**SUPPLIED RECORDS:**

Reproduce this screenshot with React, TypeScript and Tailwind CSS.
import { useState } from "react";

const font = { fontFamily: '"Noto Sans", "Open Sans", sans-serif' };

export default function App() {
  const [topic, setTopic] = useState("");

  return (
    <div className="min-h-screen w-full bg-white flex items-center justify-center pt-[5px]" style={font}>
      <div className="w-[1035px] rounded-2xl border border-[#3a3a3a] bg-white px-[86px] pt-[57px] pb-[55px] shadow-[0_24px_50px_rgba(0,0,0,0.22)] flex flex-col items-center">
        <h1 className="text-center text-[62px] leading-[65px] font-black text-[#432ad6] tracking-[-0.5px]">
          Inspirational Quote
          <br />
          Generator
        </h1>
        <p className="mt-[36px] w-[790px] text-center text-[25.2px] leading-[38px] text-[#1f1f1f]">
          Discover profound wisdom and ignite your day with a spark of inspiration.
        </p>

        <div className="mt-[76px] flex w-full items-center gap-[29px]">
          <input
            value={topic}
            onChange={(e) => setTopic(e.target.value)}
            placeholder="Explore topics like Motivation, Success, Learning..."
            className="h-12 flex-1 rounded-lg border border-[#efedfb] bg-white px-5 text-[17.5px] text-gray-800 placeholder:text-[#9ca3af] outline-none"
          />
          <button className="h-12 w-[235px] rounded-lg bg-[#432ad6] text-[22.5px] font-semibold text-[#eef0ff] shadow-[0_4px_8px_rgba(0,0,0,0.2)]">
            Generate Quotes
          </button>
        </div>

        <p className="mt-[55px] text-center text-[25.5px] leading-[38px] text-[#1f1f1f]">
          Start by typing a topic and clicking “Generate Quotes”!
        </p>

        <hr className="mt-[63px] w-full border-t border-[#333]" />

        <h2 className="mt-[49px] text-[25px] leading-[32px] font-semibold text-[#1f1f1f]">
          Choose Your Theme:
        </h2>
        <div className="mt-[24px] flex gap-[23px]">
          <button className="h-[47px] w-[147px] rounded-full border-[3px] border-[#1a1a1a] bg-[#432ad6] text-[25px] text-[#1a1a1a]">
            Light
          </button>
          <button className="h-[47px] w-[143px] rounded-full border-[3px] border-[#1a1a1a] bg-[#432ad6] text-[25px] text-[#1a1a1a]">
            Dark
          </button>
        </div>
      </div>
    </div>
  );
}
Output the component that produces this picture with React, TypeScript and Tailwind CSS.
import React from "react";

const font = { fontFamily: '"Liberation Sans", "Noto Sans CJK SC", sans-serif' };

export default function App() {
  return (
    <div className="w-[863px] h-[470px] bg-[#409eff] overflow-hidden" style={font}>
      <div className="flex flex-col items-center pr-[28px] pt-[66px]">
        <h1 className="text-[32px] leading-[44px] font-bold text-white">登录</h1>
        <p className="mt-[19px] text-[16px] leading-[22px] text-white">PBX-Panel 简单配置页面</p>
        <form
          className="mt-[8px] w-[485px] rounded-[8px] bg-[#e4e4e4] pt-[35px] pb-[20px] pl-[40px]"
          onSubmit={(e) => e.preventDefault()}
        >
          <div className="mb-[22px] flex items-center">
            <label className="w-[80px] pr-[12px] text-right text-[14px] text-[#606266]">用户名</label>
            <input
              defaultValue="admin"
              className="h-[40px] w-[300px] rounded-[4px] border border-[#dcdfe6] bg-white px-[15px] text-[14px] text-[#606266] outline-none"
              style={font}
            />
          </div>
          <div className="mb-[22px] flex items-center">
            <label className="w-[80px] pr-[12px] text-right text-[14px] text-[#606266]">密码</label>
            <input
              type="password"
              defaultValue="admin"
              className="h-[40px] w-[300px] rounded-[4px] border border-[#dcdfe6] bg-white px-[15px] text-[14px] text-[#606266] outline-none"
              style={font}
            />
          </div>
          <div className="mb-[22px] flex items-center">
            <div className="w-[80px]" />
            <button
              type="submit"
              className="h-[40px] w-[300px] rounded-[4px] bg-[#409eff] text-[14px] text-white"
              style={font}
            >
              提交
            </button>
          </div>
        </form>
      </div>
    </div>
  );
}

**WRITTEN REQUEST:**
Beginning at the top of the data, please return every line until and including the line containing "const [topic, setTopic]", copied exactly, and nothing past it.

**THE ANSWER:**
Reproduce this screenshot with React, TypeScript and Tailwind CSS.
import { useState } from "react";

const font = { fontFamily: '"Noto Sans", "Open Sans", sans-serif' };

export default function App() {
  const [topic, setTopic] = useState("");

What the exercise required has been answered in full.